Feedback Control of Flow Separation Using DBD Plasma Actuator
JAXA Supercomputer System Annual Report April 2018-March 2019
Report Number: R18EACA26
Subject Category: JSS2 Inter-University Research
- Responsible Representative: Kengo Asada, Tokyo University of Science, Department of Information and Computer Technology, Postdoctoral Researcher
- Contact Information: Kengo Asada(asada@rs.tus.ac.jp)

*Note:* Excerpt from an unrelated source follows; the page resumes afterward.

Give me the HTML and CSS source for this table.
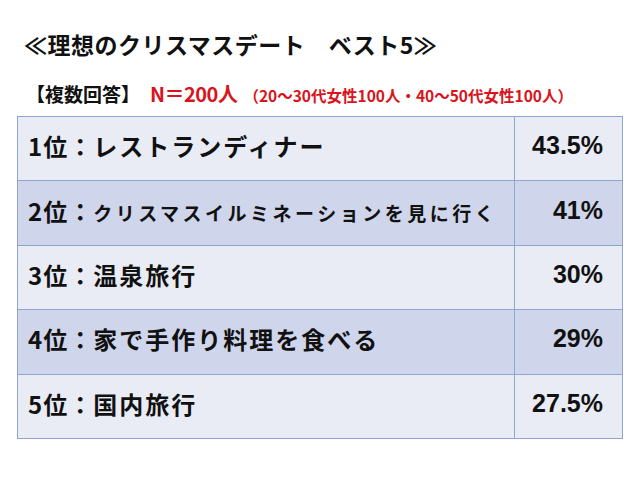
FILE: index.html
```html
<!DOCTYPE html>
<html lang="ja">
<head>
<meta charset="utf-8">
<link rel="stylesheet" href="styles.css">
</head>
<body>
<div class="page">
  <h1 class="title">≪理想のクリスマスデート　ベスト5≫</h1>
  <p class="sub"><span class="multi">【複数回答】</span><span class="n">N＝200人</span><span class="detail">（20～30代女性100人・40～50代女性100人）</span></p>
  <table class="rank">
    <colgroup><col class="c1"><col class="c2"></colgroup>
    <tr class="light"><td class="item"><span class="pos">1位：</span>レストランディナー</td><td class="pct">43.5%</td></tr>
    <tr class="dark"><td class="item"><span class="pos">2位：</span><span class="small">クリスマスイルミネーションを見に行く</span></td><td class="pct">41%</td></tr>
    <tr class="light"><td class="item"><span class="pos">3位：</span>温泉旅行</td><td class="pct">30%</td></tr>
    <tr class="dark"><td class="item"><span class="pos">4位：</span>家で手作り料理を食べる</td><td class="pct">29%</td></tr>
    <tr class="light"><td class="item"><span class="pos">5位：</span>国内旅行</td><td class="pct">27.5%</td></tr>
  </table>
</div>
</body>
</html>
```
FILE: styles.css
```css
html, body {
  margin: 0;
  padding: 0;
  background: #ffffff;
}
.page {
  width: 640px;
  height: 480px;
  padding-top: 29px;
  box-sizing: border-box;
  font-family: "Noto Sans CJK JP", sans-serif;
  color: #111;
}
.title {
  margin: 0 0 0 24px;
  font-size: 23px;
  line-height: 30px;
  font-weight: 700;
  letter-spacing: 0.5px;
}
.sub {
  margin: 21px 0 0 26px;
  line-height: 28px;
  font-weight: 700;
  display: flex;
  align-items: baseline;
}
.multi {
  font-size: 19px;
  color: #111;
  margin-right: 10px;
}
.n {
  font-size: 20px;
  color: #d9141c;
  letter-spacing: -0.5px;
  margin-right: 6px;
}
.detail {
  font-size: 15.5px;
  color: #d9141c;
  font-weight: 600;
}
.rank {
  margin: 7px 0 0 17px;
  width: 606px;
  border-collapse: collapse;
  table-layout: fixed;
}
.c1 { width: 497px; }
.rank td {
  height: 64.4px;
  padding: 0 0 6px 0;
  box-sizing: border-box;
  border: 1px solid #8fa6d0;
  font-weight: 700;
}
.light td { background: #e9ebf5; }
.dark td { background: #cfd5ea; }
.item {
  padding-left: 10px !important;
  font-size: 24px;
  letter-spacing: 2px;
  white-space: nowrap;
}
.pos {
  letter-spacing: 1px;
}
.small {
  font-size: 19px;
  letter-spacing: 3.5px;
}
.pct {
  text-align: right;
  padding-right: 19px !important;
  font-family: "Liberation Sans", sans-serif;
  font-size: 25px;
}
```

- Members: Kengo Asada, Takuto Ogawa
Abstract
The project develops flow control technic by using dielectric barrier discharge (DBD) plasma actuator to establish high efficient and robust vehicle systems such as rockets, aircrafts, and motor vehicles. We propose and demonstrate feedback control methods to adapt unsteady flows over the vehicles through a series of high-fidelity unsteady simulations.
Reference URL
N/A
Reasons for using JSS2
To conduct the large eddy simulations using the LANS3D as a computational solver.
Achievements of the Year
High-fidelity LESs of a NACA0015 airfoil flow controlled by a DBD plasma actuator were performed to verify the effectiveness of a feedback control model which we propose. The present feedback model (Fig. 1) drives the actuator located in the vicinity of the leading edge according to the passing of vortices above a pressure sensor (x/c = 40%) on the upper side of the airfoil. The passing of vortices is detected by abrupt pressure decrease compared to a moving-averaged pressure value. In the present model, the time range of moving average is unsteadily varied according to FFT analysis. We investigated the effectiveness of the feedback control model at AoA=12 deg last year. In addition to the AoA=12 deg, we performed the LESs of the flows at AoA=14, 16, and 18 deg this year. Figure 2 shows the lift coefficient CL at each angle of attack. The proposing control model case (DTM) shows greater CL value than the baseline case (Baseline) at each angle of attack. Additionally, the present control model achieves steady aerodynamic performance than the non-feedback control case (Burst). Figures 3 shows the vortex structures by iso-surface of Q-criterion colored by pressure coefficient at AoA=14 deg. The spanwise vortex structures pass along the airfoil surface. The plasma actuator is driven once when the spanwise vortex structure is passing above the pressure sensor, and the additional vortex structures are generated by actuation. These processes orderly arrange the vortices and contribute to keeping the steady aerodynamic performance.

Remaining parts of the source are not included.